• _Stated problem_
Copy all of the material exactly. Pictures are not to appear in the copy.

+++ Items

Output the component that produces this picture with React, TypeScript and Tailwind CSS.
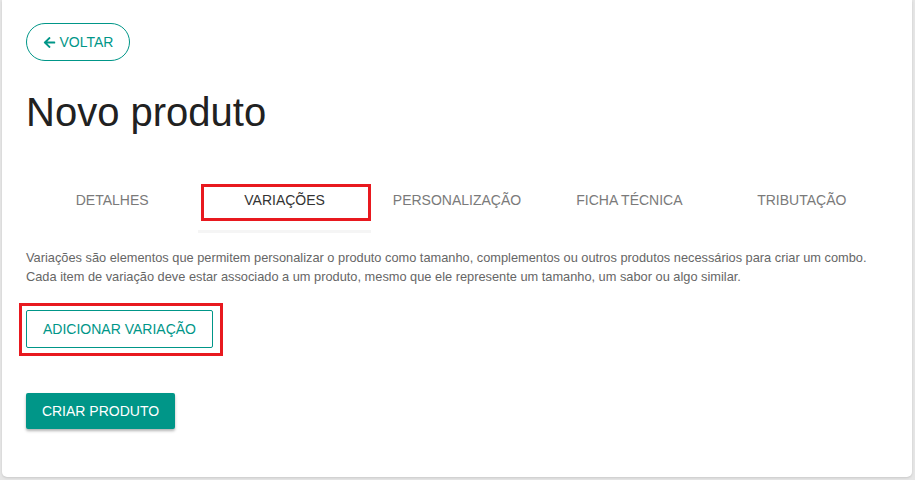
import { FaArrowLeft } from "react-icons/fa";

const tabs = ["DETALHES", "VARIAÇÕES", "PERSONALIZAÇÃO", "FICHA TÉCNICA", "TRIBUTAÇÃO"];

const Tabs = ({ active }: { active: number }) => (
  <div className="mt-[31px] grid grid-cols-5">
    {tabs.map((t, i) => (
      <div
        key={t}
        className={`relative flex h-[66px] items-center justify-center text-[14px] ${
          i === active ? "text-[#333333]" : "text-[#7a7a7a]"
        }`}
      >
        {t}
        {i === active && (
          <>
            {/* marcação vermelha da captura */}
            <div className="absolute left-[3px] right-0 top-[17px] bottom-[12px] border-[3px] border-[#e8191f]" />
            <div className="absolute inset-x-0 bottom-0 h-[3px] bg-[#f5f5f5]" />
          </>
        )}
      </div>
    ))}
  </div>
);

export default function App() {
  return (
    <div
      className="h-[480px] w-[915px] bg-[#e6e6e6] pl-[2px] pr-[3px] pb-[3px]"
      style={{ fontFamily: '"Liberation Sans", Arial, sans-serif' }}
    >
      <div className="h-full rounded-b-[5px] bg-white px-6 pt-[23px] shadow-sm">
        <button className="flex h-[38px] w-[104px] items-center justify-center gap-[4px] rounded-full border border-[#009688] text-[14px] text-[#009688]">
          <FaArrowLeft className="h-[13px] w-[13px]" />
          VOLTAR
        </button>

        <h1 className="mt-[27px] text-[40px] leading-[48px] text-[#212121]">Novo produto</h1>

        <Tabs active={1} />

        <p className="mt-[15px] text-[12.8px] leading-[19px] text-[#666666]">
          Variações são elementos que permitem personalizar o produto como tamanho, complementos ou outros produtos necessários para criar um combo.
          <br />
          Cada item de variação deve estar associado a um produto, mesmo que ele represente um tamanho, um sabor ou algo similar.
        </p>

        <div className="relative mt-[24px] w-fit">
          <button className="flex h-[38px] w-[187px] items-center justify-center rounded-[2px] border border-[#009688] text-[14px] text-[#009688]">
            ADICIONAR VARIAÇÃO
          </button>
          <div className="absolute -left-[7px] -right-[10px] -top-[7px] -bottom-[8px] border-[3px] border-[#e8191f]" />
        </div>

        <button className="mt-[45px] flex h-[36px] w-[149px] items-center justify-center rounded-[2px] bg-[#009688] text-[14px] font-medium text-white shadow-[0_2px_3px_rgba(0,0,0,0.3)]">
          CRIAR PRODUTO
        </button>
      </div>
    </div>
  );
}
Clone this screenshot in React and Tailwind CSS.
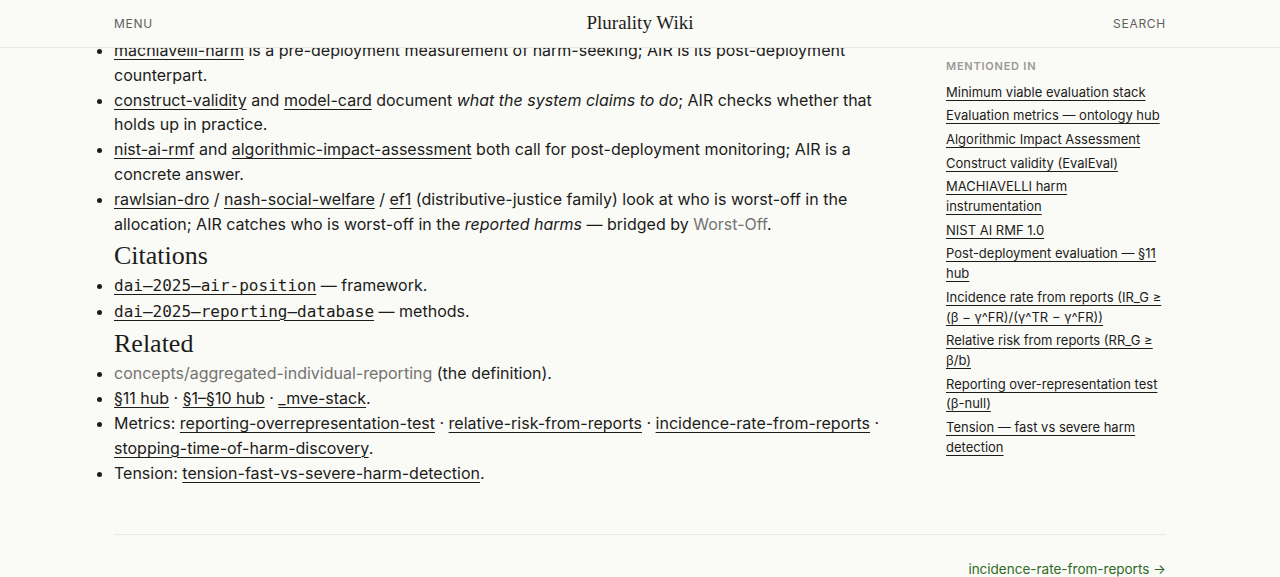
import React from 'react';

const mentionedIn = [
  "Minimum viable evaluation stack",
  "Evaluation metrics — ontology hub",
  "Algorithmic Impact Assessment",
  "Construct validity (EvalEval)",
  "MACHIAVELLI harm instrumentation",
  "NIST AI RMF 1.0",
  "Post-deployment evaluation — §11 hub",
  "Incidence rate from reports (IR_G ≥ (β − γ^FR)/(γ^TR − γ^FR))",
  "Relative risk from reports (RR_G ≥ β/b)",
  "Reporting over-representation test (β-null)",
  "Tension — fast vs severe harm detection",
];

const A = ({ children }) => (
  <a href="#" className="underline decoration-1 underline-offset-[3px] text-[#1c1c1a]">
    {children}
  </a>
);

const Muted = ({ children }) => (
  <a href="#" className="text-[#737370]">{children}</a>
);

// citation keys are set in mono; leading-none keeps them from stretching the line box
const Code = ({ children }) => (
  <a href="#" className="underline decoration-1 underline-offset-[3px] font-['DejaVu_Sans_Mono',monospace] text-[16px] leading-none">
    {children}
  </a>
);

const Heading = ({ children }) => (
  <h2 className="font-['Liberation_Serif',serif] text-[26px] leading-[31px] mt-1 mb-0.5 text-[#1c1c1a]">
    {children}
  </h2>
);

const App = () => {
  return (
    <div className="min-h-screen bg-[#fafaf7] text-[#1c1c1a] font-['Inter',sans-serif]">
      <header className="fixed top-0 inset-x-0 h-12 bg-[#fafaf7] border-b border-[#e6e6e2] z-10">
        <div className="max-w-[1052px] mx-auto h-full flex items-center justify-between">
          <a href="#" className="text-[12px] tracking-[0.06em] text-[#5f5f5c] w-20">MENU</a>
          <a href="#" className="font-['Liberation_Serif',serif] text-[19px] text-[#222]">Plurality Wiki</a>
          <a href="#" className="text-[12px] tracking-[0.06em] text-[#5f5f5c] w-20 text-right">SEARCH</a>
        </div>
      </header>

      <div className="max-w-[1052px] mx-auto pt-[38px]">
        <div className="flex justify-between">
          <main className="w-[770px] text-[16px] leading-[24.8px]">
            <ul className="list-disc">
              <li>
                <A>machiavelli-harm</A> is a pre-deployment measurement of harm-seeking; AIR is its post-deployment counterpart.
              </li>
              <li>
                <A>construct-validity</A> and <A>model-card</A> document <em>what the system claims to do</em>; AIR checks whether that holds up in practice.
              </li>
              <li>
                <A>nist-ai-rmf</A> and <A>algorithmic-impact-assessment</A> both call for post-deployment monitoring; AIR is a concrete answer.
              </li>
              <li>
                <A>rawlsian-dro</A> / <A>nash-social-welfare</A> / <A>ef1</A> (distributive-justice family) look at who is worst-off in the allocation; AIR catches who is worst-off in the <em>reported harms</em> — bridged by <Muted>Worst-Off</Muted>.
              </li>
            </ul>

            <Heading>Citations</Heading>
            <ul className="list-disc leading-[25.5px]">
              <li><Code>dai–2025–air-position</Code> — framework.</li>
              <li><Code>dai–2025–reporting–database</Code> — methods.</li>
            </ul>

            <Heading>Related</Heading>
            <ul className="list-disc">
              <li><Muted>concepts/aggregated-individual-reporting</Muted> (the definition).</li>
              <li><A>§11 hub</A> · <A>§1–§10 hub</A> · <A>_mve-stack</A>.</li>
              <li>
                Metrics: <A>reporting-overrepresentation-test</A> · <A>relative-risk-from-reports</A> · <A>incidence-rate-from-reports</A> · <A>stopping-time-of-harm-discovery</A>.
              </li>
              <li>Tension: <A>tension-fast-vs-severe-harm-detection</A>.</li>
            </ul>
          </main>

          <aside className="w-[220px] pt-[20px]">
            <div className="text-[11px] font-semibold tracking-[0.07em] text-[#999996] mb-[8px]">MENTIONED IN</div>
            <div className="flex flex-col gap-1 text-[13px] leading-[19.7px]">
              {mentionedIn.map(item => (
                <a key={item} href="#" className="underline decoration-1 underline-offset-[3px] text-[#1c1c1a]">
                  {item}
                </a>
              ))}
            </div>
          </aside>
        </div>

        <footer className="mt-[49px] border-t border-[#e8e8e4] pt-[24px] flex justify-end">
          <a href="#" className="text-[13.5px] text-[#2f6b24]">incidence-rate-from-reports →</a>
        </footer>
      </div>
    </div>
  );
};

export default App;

++++++

• _Worked solution_
Output the component that produces this picture with React, TypeScript and Tailwind CSS.
import { FaArrowLeft } from "react-icons/fa";

const tabs = ["DETALHES", "VARIAÇÕES", "PERSONALIZAÇÃO", "FICHA TÉCNICA", "TRIBUTAÇÃO"];

const Tabs = ({ active }: { active: number }) => (
  <div className="mt-[31px] grid grid-cols-5">
    {tabs.map((t, i) => (
      <div
        key={t}
        className={`relative flex h-[66px] items-center justify-center text-[14px] ${
          i === active ? "text-[#333333]" : "text-[#7a7a7a]"
        }`}
      >
        {t}
        {i === active && (
          <>
            {/* marcação vermelha da captura */}
            <div className="absolute left-[3px] right-0 top-[17px] bottom-[12px] border-[3px] border-[#e8191f]" />
            <div className="absolute inset-x-0 bottom-0 h-[3px] bg-[#f5f5f5]" />
          </>
        )}
      </div>
    ))}
  </div>
);

export default function App() {
  return (
    <div
      className="h-[480px] w-[915px] bg-[#e6e6e6] pl-[2px] pr-[3px] pb-[3px]"
      style={{ fontFamily: '"Liberation Sans", Arial, sans-serif' }}
    >
      <div className="h-full rounded-b-[5px] bg-white px-6 pt-[23px] shadow-sm">
        <button className="flex h-[38px] w-[104px] items-center justify-center gap-[4px] rounded-full border border-[#009688] text-[14px] text-[#009688]">
          <FaArrowLeft className="h-[13px] w-[13px]" />
          VOLTAR
        </button>

        <h1 className="mt-[27px] text-[40px] leading-[48px] text-[#212121]">Novo produto</h1>

        <Tabs active={1} />

        <p className="mt-[15px] text-[12.8px] leading-[19px] text-[#666666]">
          Variações são elementos que permitem personalizar o produto como tamanho, complementos ou outros produtos necessários para criar um combo.
          <br />
          Cada item de variação deve estar associado a um produto, mesmo que ele represente um tamanho, um sabor ou algo similar.
        </p>

        <div className="relative mt-[24px] w-fit">
          <button className="flex h-[38px] w-[187px] items-center justify-center rounded-[2px] border border-[#009688] text-[14px] text-[#009688]">
            ADICIONAR VARIAÇÃO
          </button>
          <div className="absolute -left-[7px] -right-[10px] -top-[7px] -bottom-[8px] border-[3px] border-[#e8191f]" />
        </div>

        <button className="mt-[45px] flex h-[36px] w-[149px] items-center justify-center rounded-[2px] bg-[#009688] text-[14px] font-medium text-white shadow-[0_2px_3px_rgba(0,0,0,0.3)]">
          CRIAR PRODUTO
        </button>
      </div>
    </div>
  );
}
Clone this screenshot in React and Tailwind CSS.
import React from 'react';

const mentionedIn = [
  "Minimum viable evaluation stack",
  "Evaluation metrics — ontology hub",
  "Algorithmic Impact Assessment",
  "Construct validity (EvalEval)",
  "MACHIAVELLI harm instrumentation",
  "NIST AI RMF 1.0",
  "Post-deployment evaluation — §11 hub",
  "Incidence rate from reports (IR_G ≥ (β − γ^FR)/(γ^TR − γ^FR))",
  "Relative risk from reports (RR_G ≥ β/b)",
  "Reporting over-representation test (β-null)",
  "Tension — fast vs severe harm detection",
];

const A = ({ children }) => (
  <a href="#" className="underline decoration-1 underline-offset-[3px] text-[#1c1c1a]">
    {children}
  </a>
);

const Muted = ({ children }) => (
  <a href="#" className="text-[#737370]">{children}</a>
);

// citation keys are set in mono; leading-none keeps them from stretching the line box
const Code = ({ children }) => (
  <a href="#" className="underline decoration-1 underline-offset-[3px] font-['DejaVu_Sans_Mono',monospace] text-[16px] leading-none">
    {children}
  </a>
);

const Heading = ({ children }) => (
  <h2 className="font-['Liberation_Serif',serif] text-[26px] leading-[31px] mt-1 mb-0.5 text-[#1c1c1a]">
    {children}
  </h2>
);

const App = () => {
  return (
    <div className="min-h-screen bg-[#fafaf7] text-[#1c1c1a] font-['Inter',sans-serif]">
      <header className="fixed top-0 inset-x-0 h-12 bg-[#fafaf7] border-b border-[#e6e6e2] z-10">
        <div className="max-w-[1052px] mx-auto h-full flex items-center justify-between">
          <a href="#" className="text-[12px] tracking-[0.06em] text-[#5f5f5c] w-20">MENU</a>
          <a href="#" className="font-['Liberation_Serif',serif] text-[19px] text-[#222]">Plurality Wiki</a>
          <a href="#" className="text-[12px] tracking-[0.06em] text-[#5f5f5c] w-20 text-right">SEARCH</a>
        </div>
      </header>

      <div className="max-w-[1052px] mx-auto pt-[38px]">
        <div className="flex justify-between">
          <main className="w-[770px] text-[16px] leading-[24.8px]">
            <ul className="list-disc">
              <li>
                <A>machiavelli-harm</A> is a pre-deployment measurement of harm-seeking; AIR is its post-deployment counterpart.
              </li>
              <li>
                <A>construct-validity</A> and <A>model-card</A> document <em>what the system claims to do</em>; AIR checks whether that holds up in practice.
              </li>
              <li>
                <A>nist-ai-rmf</A> and <A>algorithmic-impact-assessment</A> both call for post-deployment monitoring; AIR is a concrete answer.
              </li>
              <li>
                <A>rawlsian-dro</A> / <A>nash-social-welfare</A> / <A>ef1</A> (distributive-justice family) look at who is worst-off in the allocation; AIR catches who is worst-off in the <em>reported harms</em> — bridged by <Muted>Worst-Off</Muted>.
              </li>
            </ul>

            <Heading>Citations</Heading>
            <ul className="list-disc leading-[25.5px]">
              <li><Code>dai–2025–air-position</Code> — framework.</li>
              <li><Code>dai–2025–reporting–database</Code> — methods.</li>
            </ul>

            <Heading>Related</Heading>
            <ul className="list-disc">
              <li><Muted>concepts/aggregated-individual-reporting</Muted> (the definition).</li>
              <li><A>§11 hub</A> · <A>§1–§10 hub</A> · <A>_mve-stack</A>.</li>
              <li>
                Metrics: <A>reporting-overrepresentation-test</A> · <A>relative-risk-from-reports</A> · <A>incidence-rate-from-reports</A> · <A>stopping-time-of-harm-discovery</A>.
              </li>
              <li>Tension: <A>tension-fast-vs-severe-harm-detection</A>.</li>
            </ul>
          </main>

          <aside className="w-[220px] pt-[20px]">
            <div className="text-[11px] font-semibold tracking-[0.07em] text-[#999996] mb-[8px]">MENTIONED IN</div>
            <div className="flex flex-col gap-1 text-[13px] leading-[19.7px]">
              {mentionedIn.map(item => (
                <a key={item} href="#" className="underline decoration-1 underline-offset-[3px] text-[#1c1c1a]">
                  {item}
                </a>
              ))}
            </div>
          </aside>
        </div>

        <footer className="mt-[49px] border-t border-[#e8e8e4] pt-[24px] flex justify-end">
          <a href="#" className="text-[13.5px] text-[#2f6b24]">incidence-rate-from-reports →</a>
        </footer>
      </div>
    </div>
  );
};

export default App;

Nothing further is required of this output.